> **Stated problem**
Search the data for the word "size". Reproduce every line where it is found.

> **Data provided**
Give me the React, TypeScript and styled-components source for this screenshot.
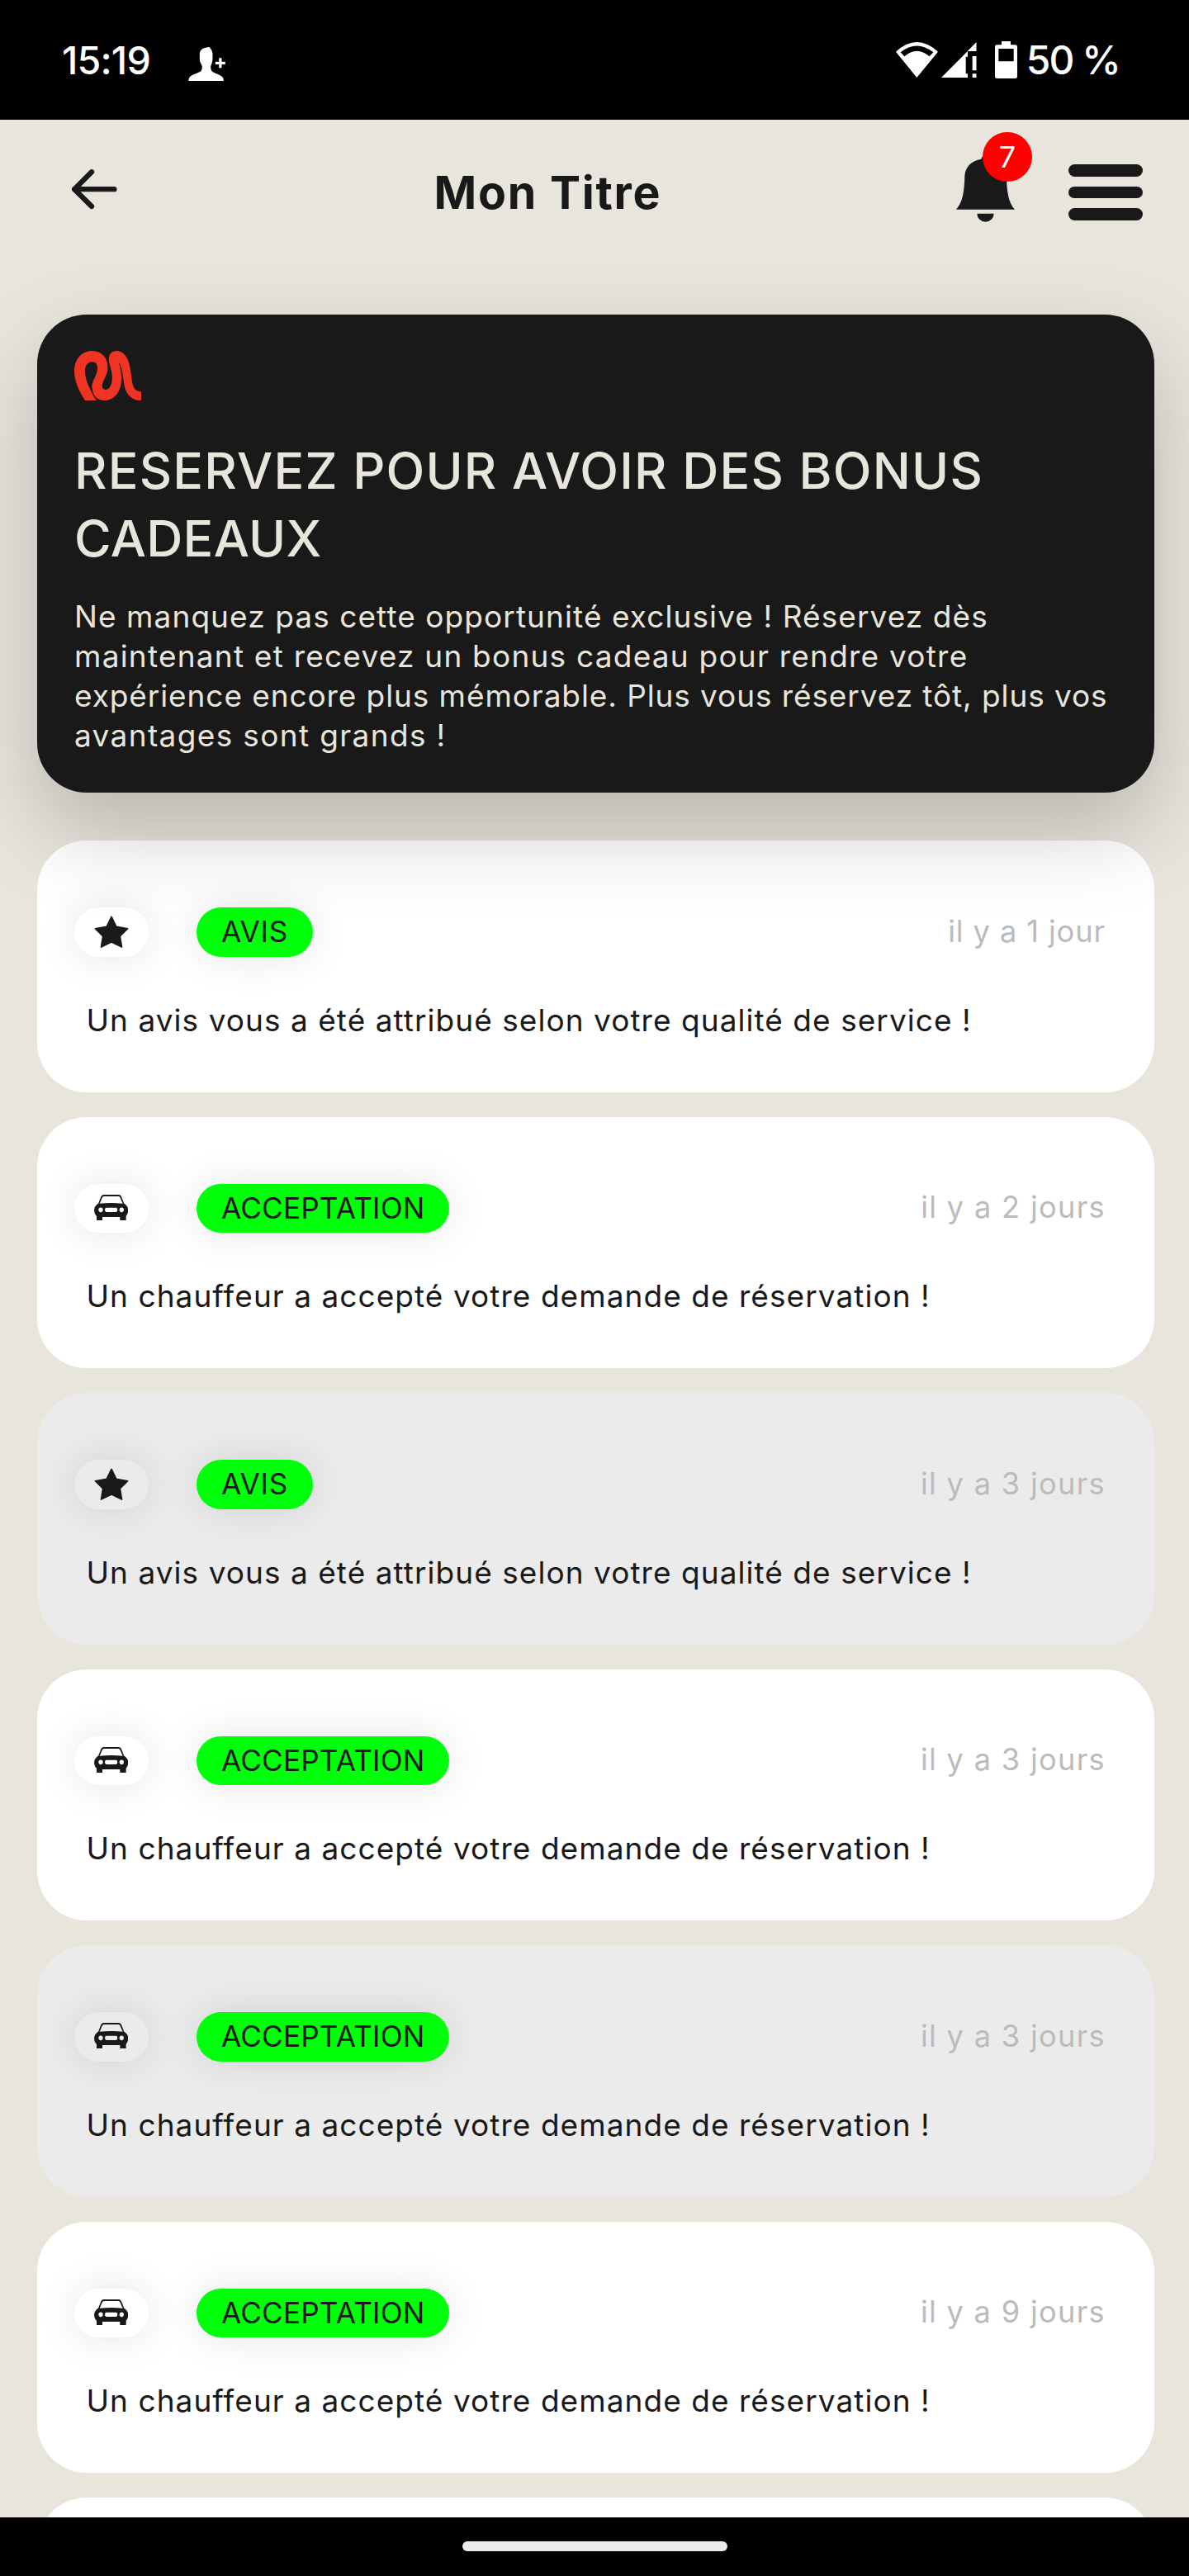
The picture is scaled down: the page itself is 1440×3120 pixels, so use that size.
import React from "react";
import styled, { createGlobalStyle } from "styled-components";

const ink = "#191919";
const cream = "#e8e5dd";

const GlobalStyle = createGlobalStyle`
  *, *::before, *::after { box-sizing: border-box; }
  body { margin: 0; background: ${cream}; }
`;

const Screen = styled.div`
  width: 1440px;
  height: 3120px;
  display: flex;
  flex-direction: column;
  overflow: hidden;
  background: ${cream};
  color: ${ink};
  font-family: Inter, "Liberation Sans", sans-serif;
`;

const StatusBar = styled.div`
  flex: none;
  height: 145px;
  padding: 0 84px 0 75px;
  display: flex;
  align-items: center;
  background: #000;
  color: #fff;
`;

const Clock = styled.span`
  font-size: 46.6px;
  font-weight: 500;
  letter-spacing: -0.8px;
  line-height: 56px;
  margin-right: 46px;
`;

const StatusIcons = styled.div`
  margin-left: auto;
  display: flex;
  align-items: center;
`;

const BatteryLevel = styled.span`
  font-size: 47.9px;
  font-weight: 500;
  letter-spacing: -1.9px;
  line-height: 56px;
  margin-left: 11px;
`;

const Glyph = styled.svg<{ $left?: number; $top?: number }>`
  display: block;
  flex: none;
  margin-left: ${(p) => p.$left ?? 0}px;
  margin-top: ${(p) => p.$top ?? 0}px;
`;

const Header = styled.header`
  flex: none;
  height: 176px;
  padding: 0 56px 0 86px;
  display: flex;
  align-items: center;
`;

const BackButton = styled.div`
  width: 439.5px;
  padding-bottom: 8px;
`;

const Title = styled.h1`
  margin: 0;
  font-size: 55.5px;
  line-height: 60px;
  font-weight: 650;
  letter-spacing: 1.75px;
`;

const Actions = styled.div`
  margin-left: auto;
  display: flex;
  align-items: center;
  gap: 65px;
`;

const Bell = styled.div`
  position: relative;
  margin-bottom: 10px;
`;

const Badge = styled.span`
  position: absolute;
  left: 32px;
  top: -27px;
  width: 60px;
  height: 60px;
  border-radius: 50%;
  background: #f00;
  color: #fff;
  display: flex;
  align-items: center;
  justify-content: center;
  font-size: 36px;
`;

const Burger = styled.div`
  width: 90px;
  height: 68px;
  display: flex;
  flex-direction: column;
  justify-content: space-between;
`;

const BurgerBar = styled.span`
  height: 14.7px;
  border-radius: 8px;
  background: ${ink};
`;

const Content = styled.main`
  flex: 1;
  min-height: 0;
  overflow: visible;
  padding: 60px 42px 0 45px;
`;

const Hero = styled.section`
  position: relative;
  z-index: 1;
  height: 579px;
  padding: 44px 45px 45px;
  border-radius: 60px;
  background: ${ink};
  color: ${cream};
  box-shadow: 0 45px 106px rgba(0, 0, 0, 0.21);
`;

const HeroTitle = styled.h2`
  margin: 43.5px 0 30px;
  font-size: 61px;
  line-height: 82px;
  font-weight: 500;
`;

const HeroText = styled.p`
  margin: 0;
  font-size: 37px;
  line-height: 48px;
`;

const Line = styled.span<{ $track: number }>`
  display: block;
  white-space: nowrap;
  letter-spacing: ${(p) => p.$track}px;
`;

const List = styled.div`
  margin-top: 58px;
  display: flex;
  flex-direction: column;
  gap: 30px;
`;

const Card = styled.article<{ $read?: boolean }>`
  flex: none;
  height: 304.5px;
  padding: 81px 60px 0 44.5px;
  border-radius: 60px;
  background: ${(p) => (p.$read ? "#ebebeb" : "#fff")};
`;

const CardTop = styled.div`
  height: 59.5px;
  display: flex;
  align-items: center;
`;

const IconPill = styled.div<{ $read?: boolean }>`
  width: 90px;
  height: 59.5px;
  border-radius: 30px;
  display: flex;
  align-items: center;
  justify-content: center;
  background: ${(p) => (p.$read ? "#ebebeb" : "#fff")};
  box-shadow: 0 0 50px rgba(0, 0, 0, 0.11);
`;

const Tag = styled.span<{ $track: number }>`
  height: 59.5px;
  margin-left: 58.5px;
  padding: 0 30px;
  border-radius: 30px;
  background: #00ff0a;
  font-size: 35.2px;
  line-height: 59px;
  letter-spacing: ${(p) => p.$track}px;
  box-shadow: 0 0 50px rgba(0, 0, 0, 0.11);
`;

const Time = styled.time<{ $track: number }>`
  margin: 0 -1px 2px auto;
  color: #bbb;
  font-size: 36.2px;
  line-height: 48px;
  letter-spacing: ${(p) => p.$track}px;
`;

const Message = styled.p`
  margin: 53px 0 0 15px;
  font-size: 37px;
  line-height: 48px;
  letter-spacing: 1.05px;
  white-space: nowrap;
`;

const NavBar = styled.div`
  position: relative;
  z-index: 2;
  flex: none;
  height: 71px;
  padding-top: 29px;
  background: #000;
`;

const NavHandle = styled.div`
  width: 321px;
  height: 12px;
  margin: 0 auto;
  border-radius: 6px;
  background: #ebebeb;
`;

const PersonAdd = () => (
  <Glyph $top={9} width="45" height="41" viewBox="686 168 134 123" fill="#fff">
    <path d="M762 168 C744 170 727 174 727 194 V214 C728 226 735 232 736 240 C736 248 734 255 728 258 C712 265 696 270 690 278 C687 283 686 287 687 291 H814 C814 286 813 281 809 276 C802 270 788 265 774 258 C768 254 767 247 767 240 C768 232 773 226 774 212 V192 C773 182 769 176 762 168Z" />
    <path d="M797 208h10v13h13v10h-13v13h-10v-13h-13v-10h13z" />
  </Glyph>
);

const Wifi = () => (
  <Glyph width="51" height="43" viewBox="135 153 153 129" fill="#fff">
    <path
      fillRule="evenodd"
      d="M211 282L135 188Q211 118 288 188ZM152 190Q211 143 271 190L257 205Q211 166 166 205Z"
    />
  </Glyph>
);

const Signal = () => (
  <Glyph $left={4.3} width="42.7" height="43" viewBox="301 153 128 129" fill="#fff">
    <path d="M301 282L390 193L397 186V206H390V268H397V282Z" />
    <path d="M428.500 153V186H396Z" />
    <path d="M414 204h14.500v52h-14.500zM414 268h14.500v14h-14.500z" />
  </Glyph>
);

const Battery = () => (
  <Glyph $left={22} width="27" height="45" viewBox="495 150 81 135" fill="#fff">
    <path
      fillRule="evenodd"
      d="M519 150H552V163H569Q576 163 576 170V278Q576 285 569 285H502Q495 285 495 278V170Q495 163 502 163H519ZM508 177V223H563V177Z"
    />
  </Glyph>
);

const ArrowLeft = () => (
  <Glyph width="56.7" height="50" viewBox="258 612 170 150" fill="none">
    <path
      d="M333 625L270.500 687.500L333 750M270.500 687.500H415"
      stroke={ink}
      strokeWidth="19"
      strokeLinecap="round"
      strokeLinejoin="round"
    />
  </Glyph>
);

const BellIcon = () => (
  <Glyph width="71" height="81.7" viewBox="355 561 213 245" fill={ink}>
    <path d="M355 761C380 735 385 690 386 640C388 606 410 584 446 578C448 560 476 560 478 578C514 584 536 606 538 650C540 700 546 738 568 761Z" />
    <path d="M431 776H492A30.500 30 0 0 1 431 776Z" />
  </Glyph>
);

const Logo = () => (
  <Glyph
    width="81"
    height="60"
    viewBox="132 195 182 180"
    preserveAspectRatio="none"
    fill="#f03423"
  >
    <path d="M161 375C142 335 132 300 132 270C132 225 152 195 180 195C208 195 223 222 223 255C223 285 208 302 208 322C208 332 212 336 218 336C229 336 235 315 235 292C235 265 226 245 226 224C226 206 234 195 247 195C264 195 277 215 282 245C288 280 287 300 292 322C296 337 303 343 314 343V375C290 376 273 355 268 320C264 285 262 255 252 233C257 255 261 275 260 300C259 345 240 375 214 375C192 375 180 352 180 326C180 300 195 285 195 258C195 243 190 235 180 235C168 235 161 250 161 268C161 300 175 340 193 375Z" />
    <path d="M180 330C181 350 186 365 195 375" fill="none" stroke={ink} strokeWidth="2" />
  </Glyph>
);

const Star = () => (
  <Glyph width="42" height="39.500" viewBox="-1 -1 126 118" fill={ink}>
    <path
      d="M62 3L79.500 39L121 46L93 73.500L99.500 113L62 95L24.500 113L31 73.500L3 46L44.500 39Z"
      stroke={ink}
      strokeWidth="5"
      strokeLinejoin="round"
    />
  </Glyph>
);

const Car = () => (
  <Glyph $top={-2} width="41.3" height="31.3" viewBox="0 0 124 94" fill={ink}>
    <path
      fillRule="evenodd"
      d="M15 32L25 7Q28 0 35 0H89Q96 0 99 7L109 32Q113 33 117 39Q124 45 124 55Q124 68 118 75L116 77V94H94V81H30V94H9V77L6 75Q0 68 0 55Q0 45 7 39Q11 33 15 32ZM20 32Q62 28 104 32L94 10Q92 6 87 6H37Q32 6 30 10ZM24 46.500A8 8.500 0 1 0 24 63.500A8 8.500 0 1 0 24 46.500ZM100 46.500A8 8.500 0 1 0 100 63.500A8 8.500 0 1 0 100 46.500ZM44 47Q39 48 39 55Q39 62 44 63H80Q85 62 85 55Q85 48 80 47Z"
    />
  </Glyph>
);

type Kind = "avis" | "acceptation";

const kinds = {
  avis: {
    tag: "AVIS",
    track: 0.7,
    icon: <Star />,
    message: "Un avis vous a été attribué selon votre qualité de service !",
  },
  acceptation: {
    tag: "ACCEPTATION",
    track: 0.15,
    icon: <Car />,
    message: "Un chauffeur a accepté votre demande de réservation !",
  },
};

const notifications: { kind: Kind; time: string; read?: boolean }[] = [
  { kind: "avis", time: "il y a 1 jour" },
  { kind: "acceptation", time: "il y a 2 jours" },
  { kind: "avis", time: "il y a 3 jours", read: true },
  { kind: "acceptation", time: "il y a 3 jours" },
  { kind: "acceptation", time: "il y a 3 jours", read: true },
  { kind: "acceptation", time: "il y a 9 jours" },
];

export default function App() {
  return (
    <>
      <GlobalStyle />
      <Screen>
        <StatusBar>
          <Clock>15:19</Clock>
          <PersonAdd />
          <StatusIcons>
            <Wifi />
            <Signal />
            <Battery />
            <BatteryLevel>50 %</BatteryLevel>
          </StatusIcons>
        </StatusBar>
        <Header>
          <BackButton>
            <ArrowLeft />
          </BackButton>
          <Title>Mon Titre</Title>
          <Actions>
            <Bell>
              <BellIcon />
              <Badge>7</Badge>
            </Bell>
            <Burger>
              <BurgerBar />
              <BurgerBar />
              <BurgerBar />
            </Burger>
          </Actions>
        </Header>
        <Content>
          <Hero>
            <Logo />
            <HeroTitle>
              <Line $track={1.2}>RESERVEZ POUR AVOIR DES BONUS</Line>
              <Line $track={0.3}>CADEAUX</Line>
            </HeroTitle>
            <HeroText>
              <Line $track={1.08}>Ne manquez pas cette opportunité exclusive ! Réservez dès</Line>
              <Line $track={1.23}>maintenant et recevez un bonus cadeau pour rendre votre</Line>
              <Line $track={0.91}>
                expérience encore plus mémorable. Plus vous réservez tôt, plus vos
              </Line>
              <Line $track={1.36}>avantages sont grands !</Line>
            </HeroText>
          </Hero>
          <List>
            {notifications.map((n, i) => {
              const kind = kinds[n.kind];
              return (
                <Card key={i} $read={n.read}>
                  <CardTop>
                    <IconPill $read={n.read}>{kind.icon}</IconPill>
                    <Tag $track={kind.track}>{kind.tag}</Tag>
                    <Time $track={n.time.endsWith("s") ? 1.3 : 0.9}>{n.time}</Time>
                  </CardTop>
                  <Message>{kind.message}</Message>
                </Card>
              );
            })}
            <Card />
          </List>
        </Content>
        <NavBar>
          <NavHandle />
        </NavBar>
      </Screen>
    </>
  );
}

> **Answer to the task**
The picture is scaled down: the page itself is 1440×3120 pixels, so use that size.
  font-size: 46.6px;
  font-size: 47.9px;
  font-size: 55.5px;
  font-size: 36px;
  font-size: 61px;
  font-size: 37px;
  font-size: 35.2px;
  font-size: 36.2px;
  font-size: 37px;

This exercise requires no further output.